Function Calling / Tools

You can run tools with presets. Create a preset.py:

import datetime
import base64

def get_current_time() -> str:
    """Returns the current date and time."""
    return datetime.datetime.now().strftime("%Y-%m-%d %H:%M:%S")

system_instruction = "You are a helpful assistant with access to tools."
tools = [get_current_time]

Run with preset:

litert-lm run google/gemma-3n-E2B-it-litert-lm/gemma-3n-E2B-it-int4 --preset=preset.py

Sample prompts and interactive output:

> what will the time be in two hours?
[tool_call] {"arguments": {}, "name": "get_current_time"}
[tool_response] {"name": "get_current_time", "response": "2026-03-25 21:54:07"}
The current time is 2026-03-25 21:54:07.

In two hours, it will be **2026-03-25 23:54:07**.

What is Happening Here?

When you ask a question that requires external information (like the current time), the model recognizes that it needs to call a tool.

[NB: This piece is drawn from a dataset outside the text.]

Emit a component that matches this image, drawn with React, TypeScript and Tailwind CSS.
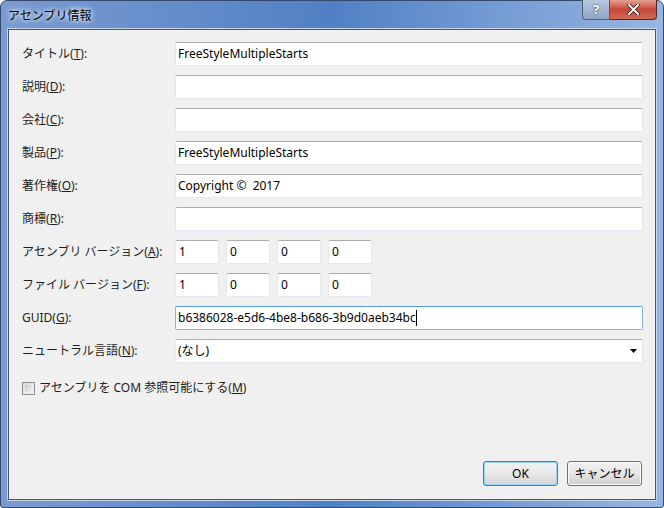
import React from 'react';

const font = { fontFamily: '"Noto Sans", "Noto Sans CJK JP", sans-serif' };

interface rowProps {
    label: React.ReactNode;
    children: React.ReactNode;
}

function Row({ label, children }: rowProps) {
    return (
        <>
            <div className="flex items-center h-[24px] text-[12px] text-[#1e1e1e] whitespace-nowrap">{label}</div>
            <div className="flex items-center h-[24px]">{children}</div>
        </>
    );
}

function TextBox({ value, focus }: { value?: string; focus?: boolean }) {
    const cls = focus
        ? 'border-[#7eb4ea] border-t-[#569de5]'
        : 'border-[#e3e9ef] border-t-[#abadb3] border-l-[#e2e3ea]';
    return (
        <div className={`w-full h-[24px] bg-white border rounded-[2px] flex items-center pl-[2px] text-[12px] text-black whitespace-pre ${cls}`}>
            {value}
            {focus && <span className="inline-block w-[1px] h-[16px] bg-black"></span>}
        </div>
    );
}

function SmallBox({ value }: { value: string }) {
    return (
        <div className="w-[44px] h-[24px] bg-white border border-[#e3e9ef] border-t-[#abadb3] rounded-[2px] flex items-center pl-[3px] text-[12px] text-black">
            {value}
        </div>
    );
}

function L({ text, k }: { text: string; k: string }) {
    return (
        <span>
            {text}(<u>{k}</u>):
        </span>
    );
}

export default function App() {
    const rows = [
        { text: 'タイトル', k: 'T', value: 'FreeStyleMultipleStarts' },
        { text: '説明', k: 'D', value: '' },
        { text: '会社', k: 'C', value: '' },
        { text: '製品', k: 'P', value: 'FreeStyleMultipleStarts' },
        { text: '著作権', k: 'O', value: 'Copyright ©  2017' },
        { text: '商標', k: 'R', value: '' },
    ];

    return (
        <div className="w-[664px] h-[508px] bg-white" style={font}>
            <div className="w-[664px] h-[508px] rounded-t-[7px] rounded-b-[3px] border border-[#34496b] bg-gradient-to-r from-[#7b9bd0] via-[#5080c4] to-[#98b6e2] flex flex-col px-[6px] pb-[6px]">
                {/* title bar */}
                <div className="flex h-[27px] relative">
                    <div className="pl-[1px] pt-[6px] text-[12px] text-black [text-shadow:0_0_6px_#fff,0_0_4px_#fff]">アセンブリ情報</div>
                    <div className="absolute right-[0px] top-[-1px] flex">
                        <div className="w-[28px] h-[20px] rounded-bl-[4px] border border-[#4d5f7d] border-t-0 bg-gradient-to-b from-[#b7c8e0] to-[#8ea6c8] flex items-center justify-center text-white text-[13px] font-bold [text-shadow:0_0_2px_#223]">?</div>
                        <div className="w-[47px] h-[20px] rounded-br-[4px] border border-[#5a2220] border-t-0 border-l-0 bg-gradient-to-b from-[#e3a193] via-[#c9473a] to-[#d06a52] flex items-center justify-center">
                            <svg width="13" height="11" viewBox="0 0 13 11">
                                <path d="M2 1 L11 10 M11 1 L2 10" stroke="#3a1010" strokeWidth="3.6" strokeLinecap="square" />
                                <path d="M2 1 L11 10 M11 1 L2 10" stroke="#fff" strokeWidth="2" strokeLinecap="square" />
                            </svg>
                        </div>
                    </div>
                </div>

                {/* client area */}
                <div className="flex-1 border border-[#c9d6ea] rounded-[1px]">
                    <div className="h-full border border-[#3e577f] bg-[#f0f0f0] flex flex-col pl-[13px] pr-[12px] pt-[12px]">
                        <div className="grid grid-cols-[153px_1fr] gap-y-[9px]">
                            {rows.map((r, index) => (
                                <Row key={index} label={<L text={r.text} k={r.k} />}>
                                    <TextBox value={r.value} />
                                </Row>
                            ))}
                            <Row label={<L text="アセンブリ バージョン" k="A" />}>
                                <div className="flex gap-[7px]">
                                    {['1', '0', '0', '0'].map((v, i) => <SmallBox key={i} value={v} />)}
                                </div>
                            </Row>
                            <Row label={<L text="ファイル バージョン" k="F" />}>
                                <div className="flex gap-[7px]">
                                    {['1', '0', '0', '0'].map((v, i) => <SmallBox key={i} value={v} />)}
                                </div>
                            </Row>
                            <Row label={<L text="GUID" k="G" />}>
                                <TextBox value="b6386028-e5d6-4be8-b686-3b9d0aeb34bc" focus />
                            </Row>
                            <Row label={<L text="ニュートラル言語" k="N" />}>
                                <div className="w-full h-[24px] bg-white border border-[#e3e9ef] border-t-[#abadb3] rounded-[2px] flex items-center justify-between pl-[2px] pr-[5px] text-[12px] text-black">
                                    <span>(なし)</span>
                                    <svg width="7" height="4" viewBox="0 0 7 4"><path d="M0 0 H7 L3.5 4 Z" fill="#000" /></svg>
                                </div>
                            </Row>
                        </div>

                        <div className="flex items-center gap-[4px] mt-[16px] text-[12px] text-[#1e1e1e]">
                            <div className="w-[13px] h-[13px] border border-[#8f8f8f] bg-gradient-to-br from-[#dcdcdc] to-[#f6f6f6] p-[2px]">
                                <div className="w-full h-full bg-gradient-to-br from-[#cbcbcb] to-[#efefef]"></div>
                            </div>
                            <span>アセンブリを COM 参照可能にする(<u>M</u>)</span>
                        </div>

                        <div className="flex-1"></div>
                        <div className="flex justify-end gap-[9px] mb-[13px] pr-[1px]">
                            <button className="w-[75px] h-[25px] rounded-[3px] border border-[#3c7fb1] bg-gradient-to-b from-[#f2f2f2] via-[#e8e8e8] to-[#d6d6d6] text-[12px] text-black shadow-[inset_0_0_0_1px_#9fd6f5]">OK</button>
                            <button className="w-[75px] h-[25px] rounded-[3px] border border-[#707070] bg-gradient-to-b from-[#f2f2f2] via-[#e6e6e6] to-[#d0d0d0] text-[12px] text-black shadow-[inset_0_0_0_1px_#fcfcfc]">キャンセル</button>
                        </div>
                    </div>
                </div>
            </div>
        </div>
    );
}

  1. Model Emits tool_call: The model outputs a JSON request to call the get_current_time function.
  2. CLI Executes Tool: The LiteRT-LM CLI intercepts this call and executes the corresponding Python function defined in your preset.py.
  3. CLI Sends tool_response: The CLI sends the result back to the model.
  4. Model Generates Final Answer: The model use the tool response to compute and generate the final answer for the user.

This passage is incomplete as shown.